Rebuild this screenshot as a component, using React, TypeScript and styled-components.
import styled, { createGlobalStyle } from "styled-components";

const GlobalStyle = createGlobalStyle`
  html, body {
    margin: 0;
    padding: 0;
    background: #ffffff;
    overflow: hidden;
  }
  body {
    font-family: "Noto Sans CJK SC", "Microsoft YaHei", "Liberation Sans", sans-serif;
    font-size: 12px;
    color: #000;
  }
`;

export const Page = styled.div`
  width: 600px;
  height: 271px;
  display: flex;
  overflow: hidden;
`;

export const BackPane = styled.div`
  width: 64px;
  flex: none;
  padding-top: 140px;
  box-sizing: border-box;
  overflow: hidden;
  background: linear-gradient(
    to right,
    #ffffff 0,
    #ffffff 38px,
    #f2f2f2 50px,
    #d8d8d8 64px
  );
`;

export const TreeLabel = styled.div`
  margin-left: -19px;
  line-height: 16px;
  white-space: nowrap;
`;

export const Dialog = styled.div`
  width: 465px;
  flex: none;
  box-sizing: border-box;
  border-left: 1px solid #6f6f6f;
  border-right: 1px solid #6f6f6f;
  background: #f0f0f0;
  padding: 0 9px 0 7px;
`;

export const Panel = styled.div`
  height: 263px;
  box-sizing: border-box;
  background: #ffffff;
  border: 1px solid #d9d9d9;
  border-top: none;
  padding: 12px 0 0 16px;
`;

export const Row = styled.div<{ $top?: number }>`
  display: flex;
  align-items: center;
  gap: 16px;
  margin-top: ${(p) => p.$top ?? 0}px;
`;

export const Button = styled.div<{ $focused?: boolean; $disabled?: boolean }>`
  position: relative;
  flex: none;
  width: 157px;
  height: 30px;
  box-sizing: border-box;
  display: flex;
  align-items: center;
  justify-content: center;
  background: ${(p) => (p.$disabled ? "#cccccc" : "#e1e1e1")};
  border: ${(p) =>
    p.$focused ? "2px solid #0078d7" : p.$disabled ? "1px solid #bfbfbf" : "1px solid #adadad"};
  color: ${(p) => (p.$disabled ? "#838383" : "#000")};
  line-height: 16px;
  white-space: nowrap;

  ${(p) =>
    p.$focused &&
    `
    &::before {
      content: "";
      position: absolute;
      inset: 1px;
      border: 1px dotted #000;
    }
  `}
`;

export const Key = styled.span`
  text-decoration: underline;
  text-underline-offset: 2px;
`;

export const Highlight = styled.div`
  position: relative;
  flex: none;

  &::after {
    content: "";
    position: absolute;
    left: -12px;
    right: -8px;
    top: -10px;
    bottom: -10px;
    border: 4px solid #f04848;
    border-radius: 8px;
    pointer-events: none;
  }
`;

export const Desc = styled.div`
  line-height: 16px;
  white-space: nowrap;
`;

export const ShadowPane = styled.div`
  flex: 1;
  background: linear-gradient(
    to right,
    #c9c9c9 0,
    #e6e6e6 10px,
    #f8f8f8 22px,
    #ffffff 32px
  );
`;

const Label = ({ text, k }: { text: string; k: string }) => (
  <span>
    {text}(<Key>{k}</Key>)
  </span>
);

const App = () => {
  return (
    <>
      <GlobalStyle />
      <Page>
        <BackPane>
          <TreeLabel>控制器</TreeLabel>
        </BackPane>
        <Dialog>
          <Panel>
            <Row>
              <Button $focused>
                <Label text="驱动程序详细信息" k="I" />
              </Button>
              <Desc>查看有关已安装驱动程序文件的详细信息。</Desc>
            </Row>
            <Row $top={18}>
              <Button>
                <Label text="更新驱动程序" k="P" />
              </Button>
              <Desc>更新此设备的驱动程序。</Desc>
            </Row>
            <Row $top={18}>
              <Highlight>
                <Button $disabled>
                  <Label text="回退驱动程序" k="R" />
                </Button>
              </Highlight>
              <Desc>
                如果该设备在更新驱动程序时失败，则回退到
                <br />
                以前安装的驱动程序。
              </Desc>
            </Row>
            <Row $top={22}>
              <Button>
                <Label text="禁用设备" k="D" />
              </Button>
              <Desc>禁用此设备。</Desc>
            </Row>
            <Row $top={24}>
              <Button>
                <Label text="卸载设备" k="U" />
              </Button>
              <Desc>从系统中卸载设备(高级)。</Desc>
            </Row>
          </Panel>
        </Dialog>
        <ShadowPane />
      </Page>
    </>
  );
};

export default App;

==

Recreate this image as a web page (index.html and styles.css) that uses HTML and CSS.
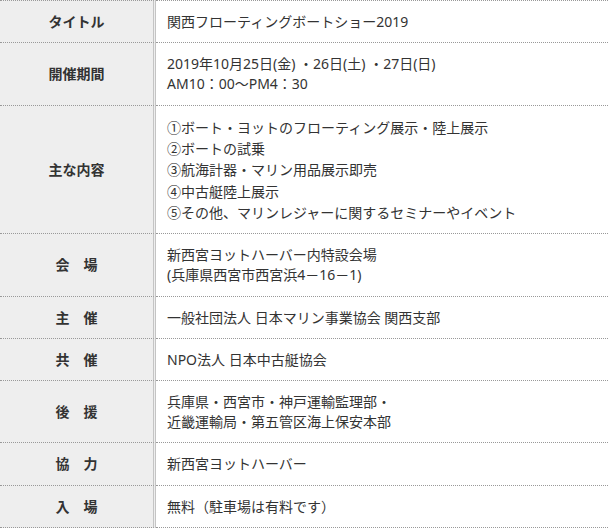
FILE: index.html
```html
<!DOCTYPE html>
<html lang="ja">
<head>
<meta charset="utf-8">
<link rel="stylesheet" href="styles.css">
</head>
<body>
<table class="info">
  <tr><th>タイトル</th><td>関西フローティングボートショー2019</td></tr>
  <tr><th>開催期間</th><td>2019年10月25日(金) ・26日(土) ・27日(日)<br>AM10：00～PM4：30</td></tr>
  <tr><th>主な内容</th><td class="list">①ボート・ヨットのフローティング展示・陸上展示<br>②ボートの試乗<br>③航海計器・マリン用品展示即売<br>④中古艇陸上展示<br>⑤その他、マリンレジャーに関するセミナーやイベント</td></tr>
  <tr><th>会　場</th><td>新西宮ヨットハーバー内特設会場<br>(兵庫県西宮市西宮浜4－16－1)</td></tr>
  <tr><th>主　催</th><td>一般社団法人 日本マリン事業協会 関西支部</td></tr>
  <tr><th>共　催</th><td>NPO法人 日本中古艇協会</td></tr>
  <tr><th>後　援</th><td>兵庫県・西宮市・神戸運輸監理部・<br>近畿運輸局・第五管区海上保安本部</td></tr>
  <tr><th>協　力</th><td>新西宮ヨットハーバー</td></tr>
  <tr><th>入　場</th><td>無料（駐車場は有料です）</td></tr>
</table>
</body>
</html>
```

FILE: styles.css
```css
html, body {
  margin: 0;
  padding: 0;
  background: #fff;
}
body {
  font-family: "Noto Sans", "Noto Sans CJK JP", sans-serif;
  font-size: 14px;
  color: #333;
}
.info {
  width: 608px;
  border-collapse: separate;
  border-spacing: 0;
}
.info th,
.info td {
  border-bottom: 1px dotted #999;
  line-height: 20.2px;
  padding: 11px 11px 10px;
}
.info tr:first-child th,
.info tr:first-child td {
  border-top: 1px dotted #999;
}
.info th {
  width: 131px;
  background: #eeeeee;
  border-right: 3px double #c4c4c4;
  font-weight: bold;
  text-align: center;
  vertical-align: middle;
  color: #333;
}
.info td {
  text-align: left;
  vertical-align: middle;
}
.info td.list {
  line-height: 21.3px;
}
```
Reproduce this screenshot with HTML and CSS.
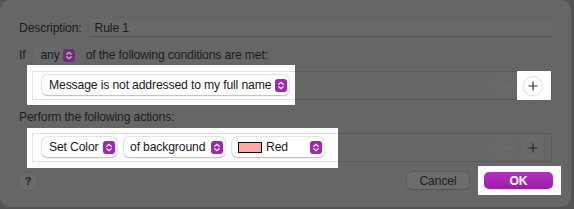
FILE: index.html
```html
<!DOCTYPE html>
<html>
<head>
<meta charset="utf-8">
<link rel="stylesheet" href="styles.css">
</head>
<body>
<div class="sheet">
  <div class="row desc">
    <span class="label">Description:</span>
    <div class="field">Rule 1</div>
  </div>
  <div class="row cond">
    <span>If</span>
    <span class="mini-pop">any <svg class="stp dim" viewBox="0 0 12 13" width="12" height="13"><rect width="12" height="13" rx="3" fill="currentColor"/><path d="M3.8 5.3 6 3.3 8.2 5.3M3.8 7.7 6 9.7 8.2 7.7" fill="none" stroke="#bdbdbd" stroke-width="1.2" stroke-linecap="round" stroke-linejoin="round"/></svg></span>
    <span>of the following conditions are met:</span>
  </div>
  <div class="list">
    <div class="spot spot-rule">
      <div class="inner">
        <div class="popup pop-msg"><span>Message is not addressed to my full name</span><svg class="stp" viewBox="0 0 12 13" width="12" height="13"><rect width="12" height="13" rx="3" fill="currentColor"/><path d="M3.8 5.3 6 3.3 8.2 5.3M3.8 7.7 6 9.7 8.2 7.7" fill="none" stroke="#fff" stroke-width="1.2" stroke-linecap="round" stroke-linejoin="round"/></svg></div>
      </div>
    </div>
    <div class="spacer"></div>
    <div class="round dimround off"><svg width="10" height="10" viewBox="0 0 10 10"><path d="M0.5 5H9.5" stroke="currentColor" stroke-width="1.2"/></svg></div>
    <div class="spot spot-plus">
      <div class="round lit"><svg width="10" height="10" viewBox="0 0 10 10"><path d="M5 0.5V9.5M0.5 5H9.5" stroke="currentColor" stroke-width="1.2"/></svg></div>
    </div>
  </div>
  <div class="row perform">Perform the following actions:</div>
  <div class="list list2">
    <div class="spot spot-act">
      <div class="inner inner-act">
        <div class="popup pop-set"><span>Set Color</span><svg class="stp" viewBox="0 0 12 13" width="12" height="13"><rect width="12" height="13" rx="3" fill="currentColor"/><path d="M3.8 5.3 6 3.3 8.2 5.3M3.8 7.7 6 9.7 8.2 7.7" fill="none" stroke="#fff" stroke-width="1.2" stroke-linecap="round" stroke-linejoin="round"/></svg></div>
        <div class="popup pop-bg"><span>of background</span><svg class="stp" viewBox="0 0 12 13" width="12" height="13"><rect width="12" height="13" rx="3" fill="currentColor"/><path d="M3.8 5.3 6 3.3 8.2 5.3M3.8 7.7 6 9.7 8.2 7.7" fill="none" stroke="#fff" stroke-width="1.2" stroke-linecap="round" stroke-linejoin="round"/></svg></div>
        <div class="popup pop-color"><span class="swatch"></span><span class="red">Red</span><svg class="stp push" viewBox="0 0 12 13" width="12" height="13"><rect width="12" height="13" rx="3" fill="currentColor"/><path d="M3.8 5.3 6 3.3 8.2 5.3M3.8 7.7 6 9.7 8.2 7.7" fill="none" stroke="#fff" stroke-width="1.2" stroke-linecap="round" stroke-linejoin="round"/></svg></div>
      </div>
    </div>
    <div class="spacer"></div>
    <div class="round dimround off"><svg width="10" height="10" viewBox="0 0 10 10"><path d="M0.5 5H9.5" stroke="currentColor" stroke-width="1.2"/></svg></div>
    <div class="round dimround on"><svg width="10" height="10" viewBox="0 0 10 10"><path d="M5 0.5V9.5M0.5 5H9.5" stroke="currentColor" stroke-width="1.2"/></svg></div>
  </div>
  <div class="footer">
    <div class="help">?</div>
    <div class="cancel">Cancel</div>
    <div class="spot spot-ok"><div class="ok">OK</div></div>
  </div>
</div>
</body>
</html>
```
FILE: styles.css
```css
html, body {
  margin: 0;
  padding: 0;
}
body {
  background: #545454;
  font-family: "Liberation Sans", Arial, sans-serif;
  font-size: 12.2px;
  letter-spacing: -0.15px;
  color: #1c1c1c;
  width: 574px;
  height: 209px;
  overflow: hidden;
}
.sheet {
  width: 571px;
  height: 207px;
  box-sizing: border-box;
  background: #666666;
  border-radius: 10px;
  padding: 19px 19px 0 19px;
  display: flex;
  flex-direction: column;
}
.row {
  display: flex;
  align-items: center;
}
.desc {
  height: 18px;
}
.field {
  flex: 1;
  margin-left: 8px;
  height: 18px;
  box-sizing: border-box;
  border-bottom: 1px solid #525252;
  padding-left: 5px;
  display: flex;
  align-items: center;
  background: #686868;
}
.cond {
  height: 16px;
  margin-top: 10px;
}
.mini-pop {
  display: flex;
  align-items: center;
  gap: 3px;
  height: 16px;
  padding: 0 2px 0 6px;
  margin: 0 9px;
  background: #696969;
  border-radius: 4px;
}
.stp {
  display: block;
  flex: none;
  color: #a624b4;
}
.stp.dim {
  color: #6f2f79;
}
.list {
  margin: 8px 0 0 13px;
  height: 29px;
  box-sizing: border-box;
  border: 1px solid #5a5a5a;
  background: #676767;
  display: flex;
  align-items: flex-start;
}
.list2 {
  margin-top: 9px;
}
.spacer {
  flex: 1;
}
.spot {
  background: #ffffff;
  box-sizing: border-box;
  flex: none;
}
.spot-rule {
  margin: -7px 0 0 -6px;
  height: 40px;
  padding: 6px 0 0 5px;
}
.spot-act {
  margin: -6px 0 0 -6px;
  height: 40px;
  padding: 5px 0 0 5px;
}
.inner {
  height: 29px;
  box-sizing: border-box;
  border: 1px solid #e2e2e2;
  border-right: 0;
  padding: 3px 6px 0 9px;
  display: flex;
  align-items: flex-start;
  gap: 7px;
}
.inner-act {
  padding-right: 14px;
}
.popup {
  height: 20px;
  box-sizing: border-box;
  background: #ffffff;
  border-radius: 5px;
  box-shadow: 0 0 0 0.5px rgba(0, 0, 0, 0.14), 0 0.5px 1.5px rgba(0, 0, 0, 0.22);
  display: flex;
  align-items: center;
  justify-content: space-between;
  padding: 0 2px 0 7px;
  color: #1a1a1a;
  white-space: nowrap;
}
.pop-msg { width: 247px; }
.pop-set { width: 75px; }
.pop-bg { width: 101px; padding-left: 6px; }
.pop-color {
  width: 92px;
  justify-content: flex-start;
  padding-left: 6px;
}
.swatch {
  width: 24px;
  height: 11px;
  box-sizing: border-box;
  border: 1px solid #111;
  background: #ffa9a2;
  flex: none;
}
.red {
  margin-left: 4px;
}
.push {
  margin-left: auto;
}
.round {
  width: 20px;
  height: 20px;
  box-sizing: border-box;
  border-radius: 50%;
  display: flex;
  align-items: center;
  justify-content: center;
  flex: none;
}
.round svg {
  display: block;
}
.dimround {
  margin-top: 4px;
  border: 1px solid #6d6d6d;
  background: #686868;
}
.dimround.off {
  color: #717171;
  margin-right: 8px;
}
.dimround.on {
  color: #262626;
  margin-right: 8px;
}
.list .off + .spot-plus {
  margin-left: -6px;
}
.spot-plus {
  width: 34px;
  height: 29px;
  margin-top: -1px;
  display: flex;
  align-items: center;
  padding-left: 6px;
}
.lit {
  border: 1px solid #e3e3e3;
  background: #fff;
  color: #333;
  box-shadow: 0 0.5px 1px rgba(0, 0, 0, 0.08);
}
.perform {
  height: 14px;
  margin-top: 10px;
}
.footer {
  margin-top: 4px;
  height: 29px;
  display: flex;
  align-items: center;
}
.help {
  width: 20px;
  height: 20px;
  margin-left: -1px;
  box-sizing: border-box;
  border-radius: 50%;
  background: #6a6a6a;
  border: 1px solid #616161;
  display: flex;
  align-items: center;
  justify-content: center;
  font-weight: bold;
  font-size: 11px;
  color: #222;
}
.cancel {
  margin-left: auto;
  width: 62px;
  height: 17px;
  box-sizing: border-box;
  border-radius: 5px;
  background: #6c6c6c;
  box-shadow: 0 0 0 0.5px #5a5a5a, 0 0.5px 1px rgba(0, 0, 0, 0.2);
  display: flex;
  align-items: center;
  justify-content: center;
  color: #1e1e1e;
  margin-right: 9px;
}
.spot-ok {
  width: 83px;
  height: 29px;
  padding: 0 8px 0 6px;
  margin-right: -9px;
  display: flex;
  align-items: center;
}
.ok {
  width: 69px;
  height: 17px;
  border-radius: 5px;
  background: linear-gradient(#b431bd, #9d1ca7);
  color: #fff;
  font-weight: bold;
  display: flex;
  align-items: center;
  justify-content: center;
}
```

▸ Job
Each line containing the word "screenshot" counts once; report the total alone.

▸ Solved problem
2